The secret is rhythm. Banking and compliance in the UAE aren’t hard if you make them part of your monthly routine. Upload receipts, pay renewals early, and review your books regularly. The system rewards companies that stay organized and consistent.
From Setup to Stability: Keeping the Momentum in Your UAE Company
Forming your UAE company is the first sprint. The marathon begins once operations start. The country gives you fast systems, but it’s your consistency that keeps them working in your favor.
- The first rule is simple — don’t fall behind on renewals. Your trade license, visas, and tenancy contracts all run on fixed cycles. Set reminders early and renew before deadlines. The authorities don’t chase you; they expect you to stay ahead. Being late can freeze your portal access or block your banking.
- Next comes rhythm. Review your accounting monthly, not once a year. Reconcile statements, issue proper invoices, and store them digitally. That habit saves you when it’s time to file VAT or corporate tax. The government rewards clean records with faster approvals and fewer questions.
- Communication matters too. Keep in touch with your company secretary or PRO. They’re your early-warning system when new regulations appear. The UAE changes rules transparently but quickly; having someone watch for updates saves you stress.
- Once your base is stable, look at growth. Many founders join business programs like Dubai SME or RAK-based accelerator schemes. These open doors to funding and government contracts. The UAE doesn’t just tolerate ambition — it expects it.

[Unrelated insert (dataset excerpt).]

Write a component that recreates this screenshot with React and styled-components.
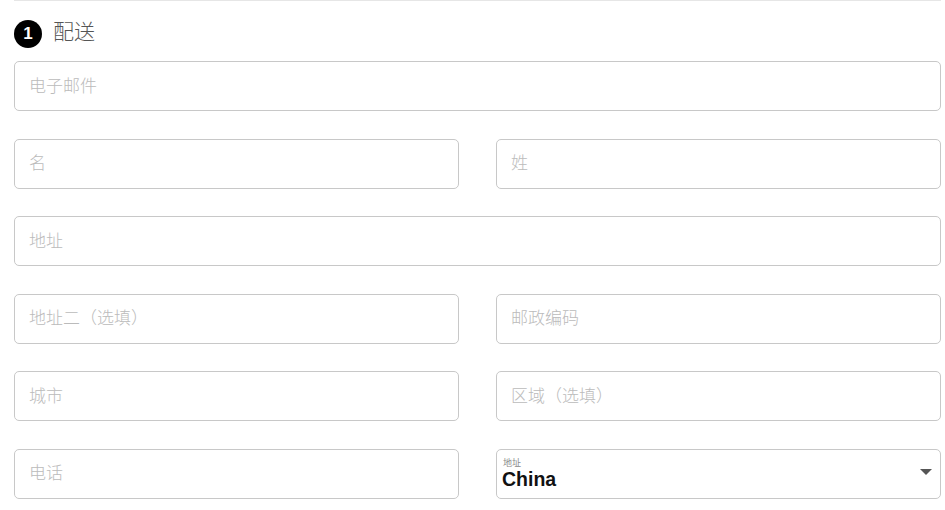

Running a company here is about balance: structure plus initiative. When your compliance is automatic, you can spend your energy on building — not fixing.
Building a Company in the UAE: Predictability, Access, and Growth
The UAE has turned business setup into a predictable system. What you see is what you get — clear laws, digital platforms, and fast responses. Once your company is registered, you’re operating in one of the few places where the government and private sector move at the same speed. That balance is what gives the UAE its edge.
For entrepreneurs, the country’s appeal goes beyond low taxes. It’s the way the system stays consistent. You know exactly when your license renews, how taxes are filed, and which authority handles what. Nothing feels random. This predictability builds confidence, especially for founders investing their own capital.
Access is another major strength. The UAE connects Asia, Europe, and Africa within a few hours of flight time. Whether you run logistics, tech, or services, proximity matters — and here, you’re already at the center of trade routes. Add modern ports, global banking, and simple visa processes, and expansion becomes realistic, not theoretical.